A empresa atua especialmente no setor de moveis de estar, com peças próprias e de outros fabricantes que comercializa em suas lojas.  Refletindo sobre este setor contatamos que nestes últimos tempos houve uma verdadeira revolução nos ambientes de estar com o advento das TVs planas e de grandes dimensões, que se popularizaram com a constante queda de preços. Com isso as televisões voltaram para as salas, já que antes freqüentavam os quartos individuais e passaram a reunir mais pessoas para apreciar filmes, DVDs, ou programas esportivos da TV a cabo, por exemplo. Um maior numero de pessoas reunidas exige mobiliário adequado, como assentos adicionais eventuais ou mesmo mesinhas de apoio para drinks, petiscos, pipoca, etc. durante as seções de TV. Sem falar na violência urbana que tem feito as pessoas ficarem mais em casa.

A partir destas considerações é que surgiu o conceito de UNI, DUNI, TÊ. Um conjunto de peças, que utiliza, sempre que possível, retalhos de uma produção, uma maquina sofisticada e flexível que praticamente executa todas as operações de produção e um processo de acabamento de alto valor agregado, que permite inúmeras opções de acabamentos. As peças possuem detalhes de acabamento, de montagem de detalhamento que lhes dão uma personalidade marcante: alturas diferentes, três pés, furos de identificação na superfície, grande flexibilidade de uso. Eles geram a pergunta óbvia: serão mesas ou banquinhos? Ou os dois??? Há uma questão ai colocada, que inclui um certo humor no tratamento e no uso das cores, tornando os únicos e divertidos.

 Claro que há outros banquinhos bons e divertidos no mercado. Mas a empresa precisava de produtos que fossem fáceis de produzir e comercializar e que os convencessem que design valia à pena. Porque então não explorar este nicho, com as facilidades já instaladas, concorrendo para tender a uma necessidade nova e de forte potencial de mercado e que, diga-se de passagem, não era bem atendida pelos produtos existentes.

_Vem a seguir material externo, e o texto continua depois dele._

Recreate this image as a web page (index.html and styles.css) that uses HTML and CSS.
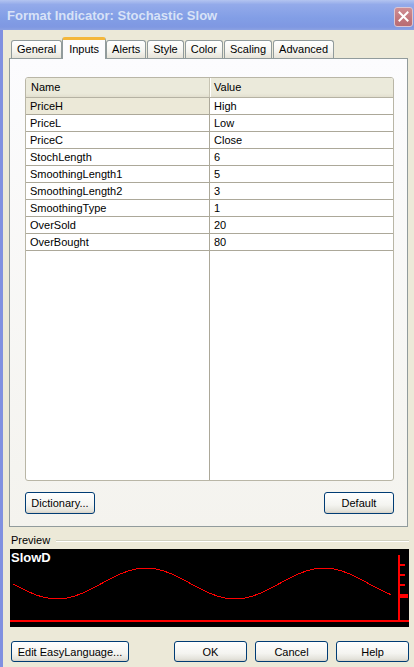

 Produtos devem ser adequados a sua época, atender as necessidades do usuário e ter características de flexibilidade no uso e na aplicação. Todos têm um prazo de validade, que nos dias atuais se torna cada vez mais curto. Justamente por causa do surgimento de novos produtos e novas necessidades, é que há uma verdadeira “evolução das espécies”, que suplanta produtos existentes que por sua vez deixam de ser produzidos. Essa é a realidade deste nosso tempo.


Enquanto houver necessidades novas, novos banquinhos/mesinhas serão produzidos. mais adequados ao seu tempo. Somente sua difusão e seu uso constante, dirá se são adequados ou não!

UNI, DUNI, TÊ estão ai para isso! 

Exibidos na expo RIO+Design em Milão, Itália por ocasião do Salone del Mobile 2014. 
Fabricados por Elon Móveis de Design - Petrópolis, RJ.